The movie is best, actually, in its evocation of community. The three guys, wildly separate in origin, class and education, bond (doncha love it when that happens in the movies?), and as much as Miss Mitzi loves them, the amusing hanger-on Bobbie (Lisa Ann Walter), a busty dancin' fool with a personality as big as all outdoors, loves them even more. Where's the love? Here's the love.
Meanwhile, back in Wilmette or wherever (maybe it's Winnetka; it looked like posh Kenilworth to me), wife Beverly is beginning to notice the sweat on her husband's shirts and his persistent pattern of working late on Wednesday nights. Next thing you know, to add another comic dimension of complication, she's hired a sad-sack shamus (Richard Jenkins) and his hip-hoppy assistant (Omar Miller) to investigate.
As a beginning dancer, Gere doesn't quite work, because he moves so sveltely from the start. It's not like an inner Fred Astaire has been released from a klutz; he was already Fred Astaire. He just didn't have that far to go.
As for J.Lo, it's hard to tell. The movie is so tilted toward mythologizing Lopez's physical presence (particularly a certain part of it, if you know what I mean and I think you do) with the most sophisticated lighting techniques that she seems more like a brilliantly photographed supermodel than an actual physical person. As a dancer, she lacks that charisma of movement the great ones had (yes, I know she was a Fly Girl!), and there's a moment when the dance students pass in front of a store and watch Fred Astaire and Cyd Charisse light up the town in 1953's "The Band Wagon" that really shows you how incandescent dance can be on film, and reminds you that the dance in this film is far from incandescent.

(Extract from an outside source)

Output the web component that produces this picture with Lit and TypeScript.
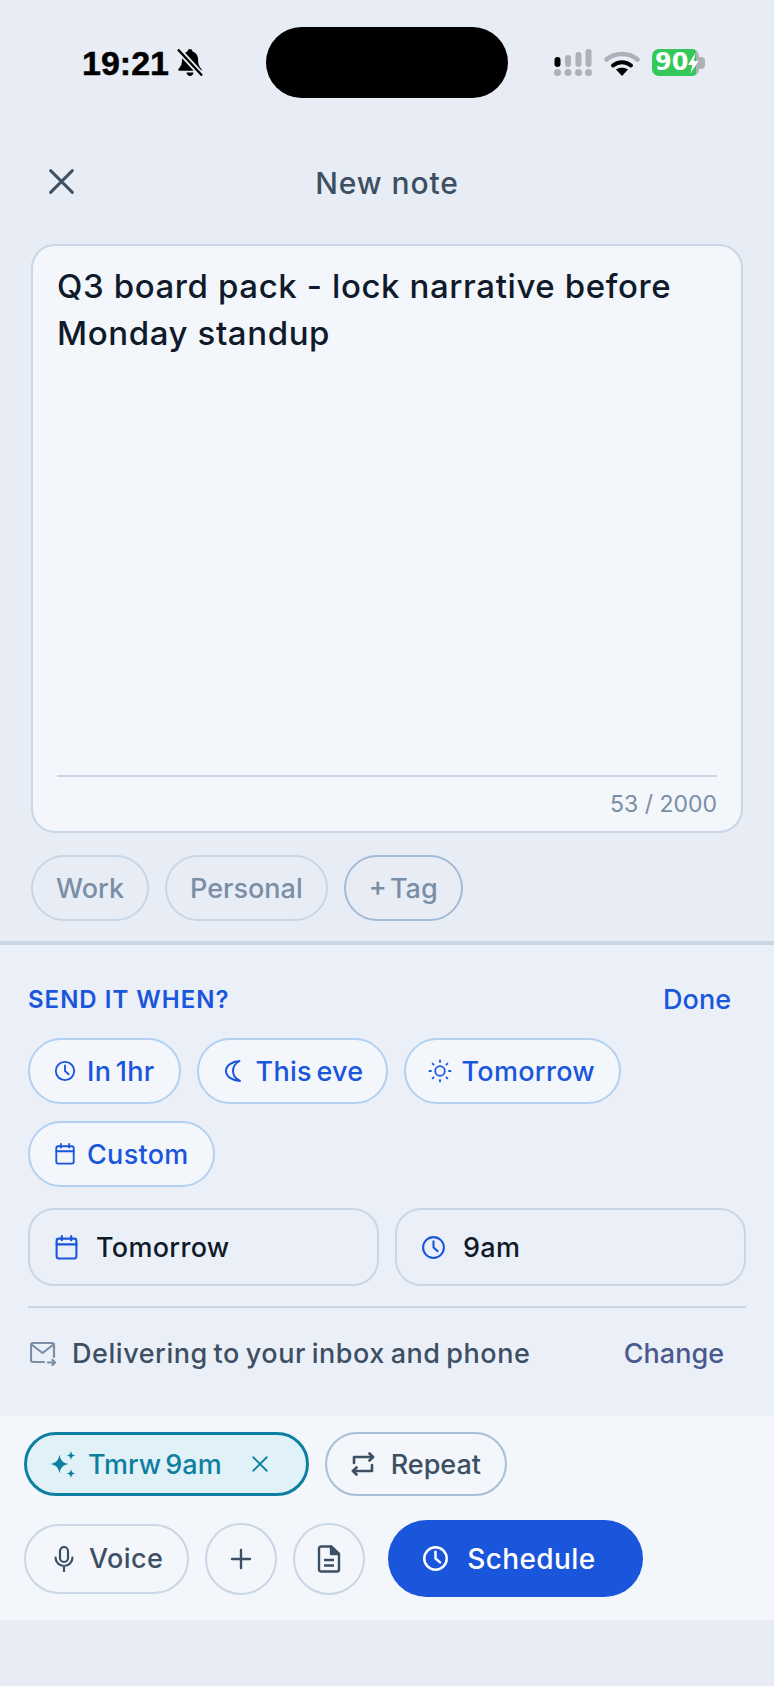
import { LitElement, html, css, svg } from "lit";
import { customElement } from "lit/decorators.js";

const ic = (size: number, body: unknown, sw = 2) => html`<svg class="ic" width=${size} height=${size} viewBox="0 0 24 24" fill="none" stroke="currentColor" stroke-width=${sw} stroke-linecap="round" stroke-linejoin="round">${body}</svg>`;
const clock = svg`<circle cx="12" cy="12" r="10"/><path d="M12 6v6l4 3.500"/>`;
const sun = svg`<circle cx="12" cy="12" r="4.800"/><path d="M12 1.500v1.500M12 21v1.500M1.500 12H3M21 12h1.500M4.600 4.600l1 1M18.400 18.400l1 1M4.600 19.400l1-1M18.400 5.600l1-1"/>`;
const cal = svg`<rect x="2.500" y="3.500" width="19" height="19" rx="2"/><path d="M2.500 9h19M7.500 1v4M16.500 1v4"/>`;
const x = svg`<path d="M3 3l18 18M21 3L3 21"/>`;

@customElement("app-root")
export class AppRoot extends LitElement {
  static styles = css`
    :host { display: block; width: 774px; height: 1686px; background: #e8edf5; font-family: "Inter", "Liberation Sans", sans-serif; overflow: hidden; }
    * { box-sizing: border-box; }
    .ic { display: block; flex: none; }
    .status { display: flex; align-items: center; padding-top: 27px; height: 98px; }
    .s-left { width: 266px; padding-left: 82px; display: flex; align-items: center; gap: 8px; }
    .time { font: 700 34px "Liberation Sans", sans-serif; color: #000; line-height: 40px; -webkit-text-stroke: 0.5px #000; }
    .island { width: 242px; height: 71px; background: #000; border-radius: 36px; }
    .s-right { padding-left: 46px; display: flex; align-items: center; gap: 12px; }
    .batt { display: flex; align-items: center; }
    .batt-body { width: 47px; height: 27px; border-radius: 7px; background: linear-gradient(90deg, #34c759 44px, #aeb1b8 44px); color: #fff; font: 700 24px "DejaVu Sans", sans-serif; line-height: 27px; padding-left: 3px; display: flex; align-items: center; }
    .nub { width: 6px; height: 12px; background: #aeb1b8; border-radius: 0 4px 4px 0; }

    .header { margin-top: 47px; height: 72px; display: grid; grid-template-columns: 1fr auto 1fr; align-items: center; padding: 0 47px; color: #3d4f63; }
    .title { font-size: 30px; letter-spacing: 0.9px; font-weight: 500; color: #3d4f63; margin-top: 3px; }

    .card { margin: 27px 31px 0; height: 589px; background: #f3f6fb; border: 2px solid #c8d6e6; border-radius: 24px; padding: 17px 24px 0; display: flex; flex-direction: column; }
    .body { font-size: 33px; letter-spacing: 0.6px; line-height: 47px; font-weight: 500; color: #0f1a2a; flex: 1; }
    .rule { height: 2px; background: #c8d6e6; }
    .count { height: 54px; line-height: 54px; text-align: right; font-size: 23px; color: #7a8ea5; }

    .tags { margin: 22px 31px 0; display: flex; gap: 16px; }
    .tag { height: 66px; border: 2px solid #c8d6e6; border-radius: 33px; display: flex; align-items: center; font-size: 27px; font-weight: 500; word-spacing: -4px; color: #7a8ea5; padding: 0 23px; }
    .tag.add { border-color: #a3bbd6; }

    .section { margin-top: 20px; border-top: 4px solid #c8d6e6; background: #ebf0f8; height: 475px; padding: 0 28px; }
    .sec-head { height: 60px; margin-top: 24px; display: flex; justify-content: space-between; align-items: center; padding-right: 15px; color: #1a56db; font-weight: 600; }
    .sec-head .l { font-size: 24px; letter-spacing: 1px; }
    .sec-head .r { font-size: 27px; font-weight: 500; }
    .chips { display: flex; flex-wrap: wrap; gap: 17px 16px; margin-top: 9px; width: 640px; }
    .chip { height: 66px; border: 2px solid #b3d0f0; border-radius: 33px; background: #f3f6fb; display: flex; align-items: center; gap: 11px; padding: 0 24px; color: #1a56db; font-size: 27px; font-weight: 500; letter-spacing: 0.300px; word-spacing: -3px; }
    .chip.moon { gap: 14px; padding: 0 22px 0 25px; }
    .chip.sun { gap: 10px; padding-left: 22px; }
    .dates { display: grid; grid-template-columns: 1fr 1fr; gap: 16px; margin-top: 21px; }
    .date { height: 78px; border: 2px solid #c8d6e6; border-radius: 26px; display: flex; align-items: center; gap: 17px; padding: 0 24px; font-size: 27px; letter-spacing: 0.300px; font-weight: 500; color: #0f1a2a; }
    .date .ic { color: #1a56db; }
    .rule2 { height: 2px; background: #c8d6e6; margin-top: 20px; }
    .deliver { display: flex; align-items: center; height: 91px; padding-left: 2px; font-size: 27px; font-weight: 500; letter-spacing: 0.550px; word-spacing: -2px; color: #3d4f63; gap: 16px; }
    .deliver .ic { color: #7a8ea5; }
    .deliver .change { margin-left: auto; margin-right: 22px; color: #4a5a8f; letter-spacing: 0; }

    .panel { background: #f3f6fb; height: 204px; padding: 16px 24px 0; }
    .row { display: flex; gap: 16px; align-items: center; }
    .row + .row { margin-top: 24px; }
    .pill { height: 64px; border: 2px solid #a8bed8; border-radius: 32px; display: flex; align-items: center; gap: 16px; padding: 0 24px; font-size: 27px; font-weight: 500; word-spacing: -3px; color: #3d4f63; }
    .pill.ai { border: 3px solid #0e7fa0; background: #e0f2f8; color: #0e7f9f; gap: 11px; padding: 0 37px 0 23px; }
    .pill.ai .close { margin-left: 18px; }
    .pill.voice { height: 70px; border-radius: 35px; border-color: #c8d6e6; gap: 15px; padding: 0 24px 0 28px; letter-spacing: 0.400px; }
    .round { width: 72px; height: 72px; border: 2px solid #c8d6e6; border-radius: 50%; display: flex; align-items: center; justify-content: center; color: #3d4f63; }
    .cta { margin-left: 7px; height: 77px; width: 255px; border-radius: 39px; background: #1a56db; color: #fff; display: flex; align-items: center; gap: 18px; padding-left: 34px; font-size: 28px; letter-spacing: 0.400px; font-weight: 500; }
  `;

  render() {
    return html`
      <div class="status">
        <div class="s-left">
          <span class="time">19:21</span>
          <svg width="26" height="29" viewBox="0 0 26 29"><path d="M13 1c1.500 0 2.400 1 2.600 2.400C19 4.500 21 7.500 21 11c0 5 1 7.500 3.500 10 .6.700.2 1.800-.8 1.800H2.300c-1 0-1.400-1.100-.8-1.800C4 18.500 5 16 5 11c0-3.500 2-6.500 5.400-7.600C10.600 2 11.500 1 13 1zM9.500 24.500h7c-.2 2-1.700 3.500-3.500 3.500s-3.300-1.500-3.500-3.500z" fill="#000"/><path d="M1 1.500l24 26" stroke="#e8edf5" stroke-width="6"/><path d="M1 1.500l24 26" stroke="#000" stroke-width="2.400"/></svg>
        </div>
        <div class="island"></div>
        <div class="s-right">
          <svg width="38" height="27" viewBox="0 0 38 27"><g fill="#aeb1b8"><circle cx="3.500" cy="23.500" r="3.500"/><circle cx="14" cy="23.500" r="3.500"/><circle cx="24.500" cy="23.500" r="3.500"/><circle cx="34.500" cy="23.500" r="3.500"/><rect x="11" y="6" width="6" height="12" rx="3"/><rect x="21.500" y="3" width="6" height="15" rx="3"/><rect x="31.500" y="0" width="6" height="18" rx="3"/></g><rect x="0.500" y="8" width="6" height="10" rx="3" fill="#000"/></svg>
          <svg width="36" height="27" viewBox="0 0 36 27" fill="none" stroke-linecap="round"><path d="M2.500 10.500C11 3 25 3 33.500 10.500" stroke="#aeb1b8" stroke-width="4.500"/><path d="M9 16.500c5-4.500 13-4.500 18 0" stroke="#000" stroke-width="4"/><path d="M18 27l-6-6.500c3.500-2.500 8.500-2.500 12 0z" fill="#000"/></svg>
          <div class="batt">
            <div class="batt-body">90<svg width="11" height="22" viewBox="0 0 11 22"><path d="M8 0L0 13h4.500l-2 9L11 9H6z" fill="#fff"/></svg></div>
            <div class="nub"></div>
          </div>
        </div>
      </div>

      <div class="header">
        ${ic(29, x, 2.400)}
        <div class="title">New note</div>
        <span></span>
      </div>

      <div class="card">
        <div class="body">Q3 board pack - lock narrative before Monday standup</div>
        <div class="rule"></div>
        <div class="count">53 / 2000</div>
      </div>

      <div class="tags">
        <div class="tag">Work</div>
        <div class="tag">Personal</div>
        <div class="tag add">+ Tag</div>
      </div>

      <div class="section">
        <div class="sec-head"><span class="l">SEND IT WHEN?</span><span class="r">Done</span></div>
        <div class="chips">
          <div class="chip">${ic(22, clock)}In 1hr</div>
          <div class="chip moon">
            <svg class="ic" width="18" height="24" viewBox="0 0 18 24" fill="none" stroke="currentColor" stroke-width="2" stroke-linejoin="round"><path d="M15.500 2C8 2.500 2 6.500 2 12s6 9.500 14 10c-4-2-7-6-7-10s3-8 6.500-10z"/></svg>
            This eve
          </div>
          <div class="chip sun">${ic(24, sun, 1.800)}Tomorrow</div>
          <div class="chip">${ic(22, cal)}Custom</div>
        </div>
        <div class="dates">
          <div class="date">${ic(25, cal)}Tomorrow</div>
          <div class="date">${ic(25, clock)}9am</div>
        </div>
        <div class="rule2"></div>
        <div class="deliver">
          <svg class="ic" width="26" height="24" viewBox="0 0 26 24" fill="none" stroke="currentColor" stroke-width="2.200" stroke-linecap="round" stroke-linejoin="round"><path d="M14 20H3a2 2 0 0 1-2-2V3a2 2 0 0 1 2-2h19a2 2 0 0 1 2 2v12"/><path d="M1.500 2.500L12.500 11 23.500 2.500"/><path d="M18 20.500h7M22.500 18l2.500 2.500-2.500 2.500"/></svg>
          <span>Delivering to your inbox and phone</span>
          <span class="change">Change</span>
        </div>
      </div>

      <div class="panel">
        <div class="row">
          <div class="pill ai">
            <svg class="ic" width="27" height="27" viewBox="0 0 27 27" fill="currentColor"><path d="M9.500 3.500c1 6 3 8 9 9.500-6 1.500-8 3.500-9 9.500-1-6-3-8-9-9.500 6-1.500 8-3.500 9-9.500z"/><path d="M21 0c.6 3 1.500 4 4.500 4.500-3 .500-3.900 1.500-4.500 4.500-.6-3-1.500-4-4.500-4.500 3-.5 3.900-1.500 4.500-4.500zM21 18c.6 3 1.500 4 4.500 4.500-3 .500-3.900 1.500-4.500 4.500-.6-3-1.500-4-4.500-4.500 3-.5 3.900-1.500 4.500-4.500z"/></svg>
            <span>Tmrw 9am</span>
            <span class="close">${ic(18, x, 2.400)}</span>
          </div>
          <div class="pill">
            <svg class="ic" width="24" height="24" viewBox="0 0 24 24" fill="none" stroke="currentColor" stroke-width="2.600" stroke-linecap="round" stroke-linejoin="round"><path d="M18.500 1.500L22 5l-3.500 3.500"/><path d="M22 5H3v6"/><path d="M5.500 15.500L2 19l3.500 3.500"/><path d="M2 19h19v-6"/></svg>
            <span>Repeat</span>
          </div>
        </div>
        <div class="row">
          <div class="pill voice">
            <svg class="ic" width="20" height="26" viewBox="0 0 20 26" fill="none" stroke="currentColor" stroke-width="2.200" stroke-linecap="round" stroke-linejoin="round"><rect x="6" y="1" width="8" height="15" rx="4"/><path d="M1.500 11.500a8.500 8.500 0 0 0 17 0M10 20v5"/></svg>
            <span>Voice</span>
          </div>
          <div class="round">${ic(24, svg`<path d="M12 3v18M3 12h18"/>`, 2.400)}</div>
          <div class="round">
            <svg class="ic" width="24" height="28" viewBox="0 0 24 28" fill="none" stroke="currentColor" stroke-width="2.400" stroke-linejoin="round"><path d="M4 1.500h10.500L22 9v15.500a2 2 0 0 1-2 2H4a2 2 0 0 1-2-2v-21a2 2 0 0 1 2-2z"/><path d="M14 1.500V9h8z" fill="currentColor"/><path d="M7 15h10M7 20.500h10"/></svg>
          </div>
          <div class="cta">${ic(27, clock, 2.200)}<span>Schedule</span></div>
        </div>
      </div>
    `;
  }
}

But more works than doesn't. Fine comic spins from an old-pro character yeoman like Jenkins, plus freshness from both Cannavale and Cannon, and a hey-look-me-over bust-out from Walter all connect. Then there's a moment when Gere faces the mirror, ostensibly to work on loosening up that Latin shoulder, and his eyes meet his eyes in reflection, and I thought: This guy has done this before! Why, do you think he knows anything about narcissism?